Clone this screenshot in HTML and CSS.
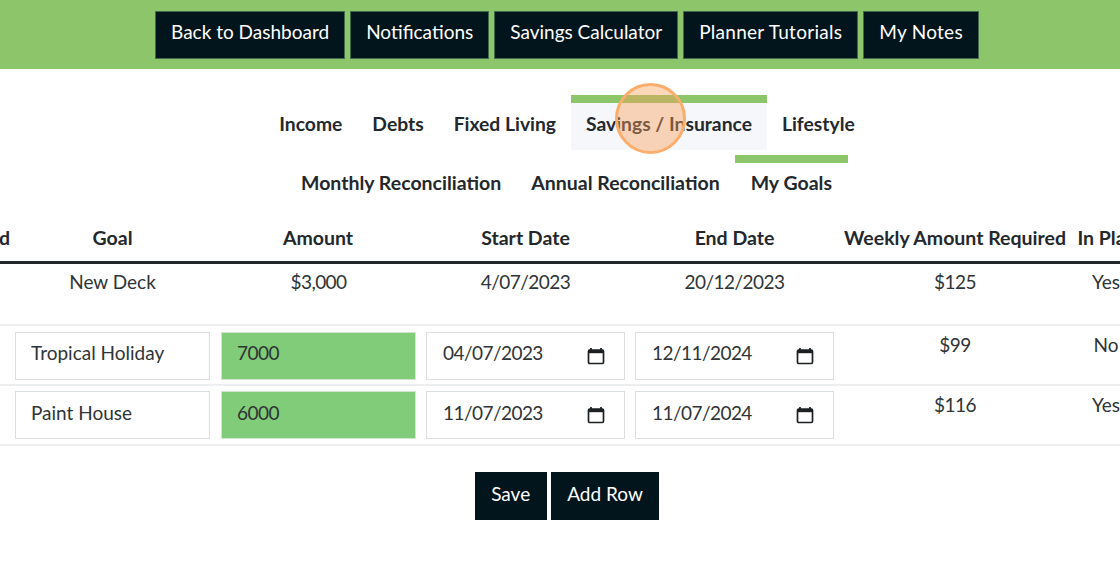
FILE: index.html
```html
<!DOCTYPE html>
<html lang="en">
<head>
<meta charset="utf-8">
<title>My Goals</title>
<link rel="stylesheet" href="styles.css">
</head>
<body>
<div class="page">
  <header class="topbar">
    <a class="btn">Back to Dashboard</a>
    <a class="btn">Notifications</a>
    <a class="btn">Savings Calculator</a>
    <a class="btn wide">Planner Tutorials</a>
    <a class="btn wide">My Notes</a>
  </header>
  <nav class="tabs">
    <div class="tab-row first">
      <a class="tab">Income</a>
      <a class="tab">Debts</a>
      <a class="tab">Fixed Living</a>
      <a class="tab active shaded">Savings / Insurance</a>
      <a class="tab">Lifestyle</a>
    </div>
    <div class="tab-row">
      <a class="tab">Monthly Reconciliation</a>
      <a class="tab">Annual Reconciliation</a>
      <a class="tab active">My Goals</a>
    </div>
  </nav>
  <div class="table-clip">
    <table class="goals">
      <colgroup>
        <col class="c-prev"><col class="c-goal"><col class="c-amount"><col class="c-start"><col class="c-end"><col class="c-weekly"><col class="c-plan">
      </colgroup>
      <thead>
        <tr>
          <th>Saved</th><th>Goal</th><th>Amount</th><th>Start Date</th><th>End Date</th><th>Weekly Amount Required</th><th>In Plan</th>
        </tr>
      </thead>
      <tbody>
        <tr class="static">
          <td></td><td>New Deck</td><td class="num">$3,000</td><td class="num">4/07/2023</td><td class="num">20/12/2023</td><td class="num">$125</td><td>Yes</td>
        </tr>
        <tr class="first-input">
          <td></td>
          <td><input class="field" type="text" value="Tropical Holiday"></td>
          <td><input class="field green num" type="text" value="7000"></td>
          <td><label class="date"><input class="num" type="text" value="04/07/2023"><svg class="cal" viewBox="0 0 18 18"><path d="M4 1v2M14 1v2"/><rect x="1.5" y="3" width="15" height="13.5" rx="1.2"/><path class="fill" d="M1.5 3h15v3.2h-15z"/></svg></label></td>
          <td><label class="date"><input class="num" type="text" value="12/11/2024"><svg class="cal" viewBox="0 0 18 18"><path d="M4 1v2M14 1v2"/><rect x="1.5" y="3" width="15" height="13.5" rx="1.2"/><path class="fill" d="M1.5 3h15v3.2h-15z"/></svg></label></td>
          <td class="num">$99</td>
          <td>No</td>
        </tr>
        <tr class="last-input">
          <td></td>
          <td><input class="field" type="text" value="Paint House"></td>
          <td><input class="field green num" type="text" value="6000"></td>
          <td><label class="date"><input class="num" type="text" value="11/07/2023"><svg class="cal" viewBox="0 0 18 18"><path d="M4 1v2M14 1v2"/><rect x="1.5" y="3" width="15" height="13.5" rx="1.2"/><path class="fill" d="M1.5 3h15v3.2h-15z"/></svg></label></td>
          <td><label class="date"><input class="num" type="text" value="11/07/2024"><svg class="cal" viewBox="0 0 18 18"><path d="M4 1v2M14 1v2"/><rect x="1.5" y="3" width="15" height="13.5" rx="1.2"/><path class="fill" d="M1.5 3h15v3.2h-15z"/></svg></label></td>
          <td class="num">$116</td>
          <td>Yes</td>
        </tr>
      </tbody>
    </table>
  </div>
  <div class="actions">
    <a class="btn">Save</a>
    <a class="btn">Add Row</a>
  </div>
  <div class="click-marker"></div>
</div>
</body>
</html>
```
FILE: styles.css
```css
html, body {
  margin: 0;
  padding: 0;
  height: 100%;
  overflow: hidden;
  background: #fff;
}
.page {
  position: relative;
  width: 1134px;
  font-family: Lato, "Open Sans", sans-serif;
  font-size: 19px;
  line-height: 24px;
  color: #23282d;
  text-rendering: optimizeLegibility;
}
.topbar {
  display: flex;
  justify-content: center;
  gap: 5px;
  height: 69px;
  box-sizing: border-box;
  padding-top: 11px;
  background: #8cc56a;
}
.btn {
  display: block;
  box-sizing: border-box;
  height: 48px;
  padding: 0 15px;
  line-height: 40px;
  color: #fff;
  background: #03151c;
  border: 1px solid #3f6b4c;
  white-space: nowrap;
}
.btn.wide {
  letter-spacing: 0.28px;
}
.tabs {
  display: flex;
  flex-direction: column;
  gap: 5px;
  padding-top: 26px;
}
.tab-row {
  display: flex;
  justify-content: center;
}
.tab {
  display: block;
  height: 47px;
  padding: 0 15px;
  border-top: 8px solid transparent;
  font-size: 19.5px;
  font-weight: 700;
  line-height: 39px;
  color: #23282d;
  white-space: nowrap;
}
.first .tab {
  font-size: 19.3px;
  line-height: 42px;
}
.tab.active {
  padding: 0 16px;
  border-top-color: #8cc56a;
}
.tab.shaded {
  padding: 0 15px;
  background: #f6f7fa;
}
.table-clip {
  margin-top: 4px;
  overflow: hidden;
}
.goals {
  table-layout: fixed;
  border-collapse: collapse;
  width: 1233px;
  margin-left: -90px;
  text-align: center;
}
.c-prev { width: 100px; }
.c-goal { width: 205px; }
.c-amount { width: 206px; }
.c-start { width: 209px; }
.c-end { width: 209px; }
.c-weekly { width: 232px; }
.c-plan { width: 72px; }
.goals th {
  height: 47px;
  padding: 0;
  font-size: 19.5px;
  font-weight: 700;
  border-bottom: 3px solid #23282d;
  vertical-align: middle;
  white-space: nowrap;
}
.goals th:first-child {
  text-align: right;
}
.goals td {
  height: 59px;
  padding: 5px;
  border-bottom: 2px solid #eceeef;
  box-sizing: border-box;
  vertical-align: top;
  color: #2f3437;
}
.goals .static td {
  height: 62px;
  padding-top: 6px;
}
.goals .first-input td {
  padding-top: 6px;
  padding-bottom: 4px;
}
.goals tbody tr:last-child td {
  height: 60px;
}
.goals td:nth-child(3) {
  padding-left: 6px;
}
.goals td:nth-child(6),
.goals td:last-child {
  padding-top: 7px;
  white-space: nowrap;
}
.goals .static td:nth-child(6),
.goals .static td:last-child {
  padding-top: 6px;
}
.goals td:last-child {
  padding-left: 3px;
}
.num {
  letter-spacing: -0.55px;
}
.field,
.date {
  box-sizing: border-box;
  width: 100%;
  height: 48px;
  border: 1px solid #dcdfe0;
  background: #fff;
  font: inherit;
  color: #2f3437;
}
.field {
  display: block;
  padding: 0 15px 6px;
}
.last-input .field {
  padding-bottom: 4px;
}
.field.green {
  background: #80cc78;
  border-color: #d3e6cf;
}
.date {
  display: flex;
  align-items: center;
  padding: 0 19px 0 16px;
}
.date input {
  flex: 1;
  min-width: 0;
  padding: 0 0 4px;
  border: 0;
  background: transparent;
  font: inherit;
  color: inherit;
  letter-spacing: -0.55px;
  outline: none;
}
.first-input .date input {
  padding-bottom: 6px;
}
.cal {
  flex: none;
  width: 18px;
  height: 18px;
  fill: none;
  stroke: #1c2023;
  stroke-width: 1.7;
}
.cal .fill {
  fill: #1c2023;
  stroke: none;
}
.actions {
  display: flex;
  justify-content: center;
  gap: 4px;
  margin-top: 26px;
}
.actions .btn {
  padding: 0 15.5px;
  line-height: 42px;
  border-color: #03151c;
}
.click-marker {
  position: absolute;
  left: 615px;
  top: 83px;
  width: 71px;
  height: 71px;
  box-sizing: border-box;
  border: 3px solid #fbae6c;
  border-radius: 50%;
  background: rgba(248, 160, 90, 0.42);
}
```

◆ INSTRUCTION
Without the images, write out each line of the data verbatim.

◆ IN RESPONSE
Clone this screenshot in HTML and CSS.
FILE: index.html
```html
<!DOCTYPE html>
<html lang="en">
<head>
<meta charset="utf-8">
<title>My Goals</title>
<link rel="stylesheet" href="styles.css">
</head>
<body>
<div class="page">
  <header class="topbar">
    <a class="btn">Back to Dashboard</a>
    <a class="btn">Notifications</a>
    <a class="btn">Savings Calculator</a>
    <a class="btn wide">Planner Tutorials</a>
    <a class="btn wide">My Notes</a>
  </header>
  <nav class="tabs">
    <div class="tab-row first">
      <a class="tab">Income</a>
      <a class="tab">Debts</a>
      <a class="tab">Fixed Living</a>
      <a class="tab active shaded">Savings / Insurance</a>
      <a class="tab">Lifestyle</a>
    </div>
    <div class="tab-row">
      <a class="tab">Monthly Reconciliation</a>
      <a class="tab">Annual Reconciliation</a>
      <a class="tab active">My Goals</a>
    </div>
  </nav>
  <div class="table-clip">
    <table class="goals">
      <colgroup>
        <col class="c-prev"><col class="c-goal"><col class="c-amount"><col class="c-start"><col class="c-end"><col class="c-weekly"><col class="c-plan">
      </colgroup>
      <thead>
        <tr>
          <th>Saved</th><th>Goal</th><th>Amount</th><th>Start Date</th><th>End Date</th><th>Weekly Amount Required</th><th>In Plan</th>
        </tr>
      </thead>
      <tbody>
        <tr class="static">
          <td></td><td>New Deck</td><td class="num">$3,000</td><td class="num">4/07/2023</td><td class="num">20/12/2023</td><td class="num">$125</td><td>Yes</td>
        </tr>
        <tr class="first-input">
          <td></td>
          <td><input class="field" type="text" value="Tropical Holiday"></td>
          <td><input class="field green num" type="text" value="7000"></td>
          <td><label class="date"><input class="num" type="text" value="04/07/2023"><svg class="cal" viewBox="0 0 18 18"><path d="M4 1v2M14 1v2"/><rect x="1.5" y="3" width="15" height="13.5" rx="1.2"/><path class="fill" d="M1.5 3h15v3.2h-15z"/></svg></label></td>
          <td><label class="date"><input class="num" type="text" value="12/11/2024"><svg class="cal" viewBox="0 0 18 18"><path d="M4 1v2M14 1v2"/><rect x="1.5" y="3" width="15" height="13.5" rx="1.2"/><path class="fill" d="M1.5 3h15v3.2h-15z"/></svg></label></td>
          <td class="num">$99</td>
          <td>No</td>
        </tr>
        <tr class="last-input">
          <td></td>
          <td><input class="field" type="text" value="Paint House"></td>
          <td><input class="field green num" type="text" value="6000"></td>
          <td><label class="date"><input class="num" type="text" value="11/07/2023"><svg class="cal" viewBox="0 0 18 18"><path d="M4 1v2M14 1v2"/><rect x="1.5" y="3" width="15" height="13.5" rx="1.2"/><path class="fill" d="M1.5 3h15v3.2h-15z"/></svg></label></td>
          <td><label class="date"><input class="num" type="text" value="11/07/2024"><svg class="cal" viewBox="0 0 18 18"><path d="M4 1v2M14 1v2"/><rect x="1.5" y="3" width="15" height="13.5" rx="1.2"/><path class="fill" d="M1.5 3h15v3.2h-15z"/></svg></label></td>
          <td class="num">$116</td>
          <td>Yes</td>
        </tr>
      </tbody>
    </table>
  </div>
  <div class="actions">
    <a class="btn">Save</a>
    <a class="btn">Add Row</a>
  </div>
  <div class="click-marker"></div>
</div>
</body>
</html>
```
FILE: styles.css
```css
html, body {
  margin: 0;
  padding: 0;
  height: 100%;
  overflow: hidden;
  background: #fff;
}
.page {
  position: relative;
  width: 1134px;
  font-family: Lato, "Open Sans", sans-serif;
  font-size: 19px;
  line-height: 24px;
  color: #23282d;
  text-rendering: optimizeLegibility;
}
.topbar {
  display: flex;
  justify-content: center;
  gap: 5px;
  height: 69px;
  box-sizing: border-box;
  padding-top: 11px;
  background: #8cc56a;
}
.btn {
  display: block;
  box-sizing: border-box;
  height: 48px;
  padding: 0 15px;
  line-height: 40px;
  color: #fff;
  background: #03151c;
  border: 1px solid #3f6b4c;
  white-space: nowrap;
}
.btn.wide {
  letter-spacing: 0.28px;
}
.tabs {
  display: flex;
  flex-direction: column;
  gap: 5px;
  padding-top: 26px;
}
.tab-row {
  display: flex;
  justify-content: center;
}
.tab {
  display: block;
  height: 47px;
  padding: 0 15px;
  border-top: 8px solid transparent;
  font-size: 19.5px;
  font-weight: 700;
  line-height: 39px;
  color: #23282d;
  white-space: nowrap;
}
.first .tab {
  font-size: 19.3px;
  line-height: 42px;
}
.tab.active {
  padding: 0 16px;
  border-top-color: #8cc56a;
}
.tab.shaded {
  padding: 0 15px;
  background: #f6f7fa;
}
.table-clip {
  margin-top: 4px;
  overflow: hidden;
}
.goals {
  table-layout: fixed;
  border-collapse: collapse;
  width: 1233px;
  margin-left: -90px;
  text-align: center;
}
.c-prev { width: 100px; }
.c-goal { width: 205px; }
.c-amount { width: 206px; }
.c-start { width: 209px; }
.c-end { width: 209px; }
.c-weekly { width: 232px; }
.c-plan { width: 72px; }
.goals th {
  height: 47px;
  padding: 0;
  font-size: 19.5px;
  font-weight: 700;
  border-bottom: 3px solid #23282d;
  vertical-align: middle;
  white-space: nowrap;
}
.goals th:first-child {
  text-align: right;
}
.goals td {
  height: 59px;
  padding: 5px;
  border-bottom: 2px solid #eceeef;
  box-sizing: border-box;
  vertical-align: top;
  color: #2f3437;
}
.goals .static td {
  height: 62px;
  padding-top: 6px;
}
.goals .first-input td {
  padding-top: 6px;
  padding-bottom: 4px;
}
.goals tbody tr:last-child td {
  height: 60px;
}
.goals td:nth-child(3) {
  padding-left: 6px;
}
.goals td:nth-child(6),
.goals td:last-child {
  padding-top: 7px;
  white-space: nowrap;
}
.goals .static td:nth-child(6),
.goals .static td:last-child {
  padding-top: 6px;
}
.goals td:last-child {
  padding-left: 3px;
}
.num {
  letter-spacing: -0.55px;
}
.field,
.date {
  box-sizing: border-box;
  width: 100%;
  height: 48px;
  border: 1px solid #dcdfe0;
  background: #fff;
  font: inherit;
  color: #2f3437;
}
.field {
  display: block;
  padding: 0 15px 6px;
}
.last-input .field {
  padding-bottom: 4px;
}
.field.green {
  background: #80cc78;
  border-color: #d3e6cf;
}
.date {
  display: flex;
  align-items: center;
  padding: 0 19px 0 16px;
}
.date input {
  flex: 1;
  min-width: 0;
  padding: 0 0 4px;
  border: 0;
  background: transparent;
  font: inherit;
  color: inherit;
  letter-spacing: -0.55px;
  outline: none;
}
.first-input .date input {
  padding-bottom: 6px;
}
.cal {
  flex: none;
  width: 18px;
  height: 18px;
  fill: none;
  stroke: #1c2023;
  stroke-width: 1.7;
}
.cal .fill {
  fill: #1c2023;
  stroke: none;
}
.actions {
  display: flex;
  justify-content: center;
  gap: 4px;
  margin-top: 26px;
}
.actions .btn {
  padding: 0 15.5px;
  line-height: 42px;
  border-color: #03151c;
}
.click-marker {
  position: absolute;
  left: 615px;
  top: 83px;
  width: 71px;
  height: 71px;
  box-sizing: border-box;
  border: 3px solid #fbae6c;
  border-radius: 50%;
  background: rgba(248, 160, 90, 0.42);
}
```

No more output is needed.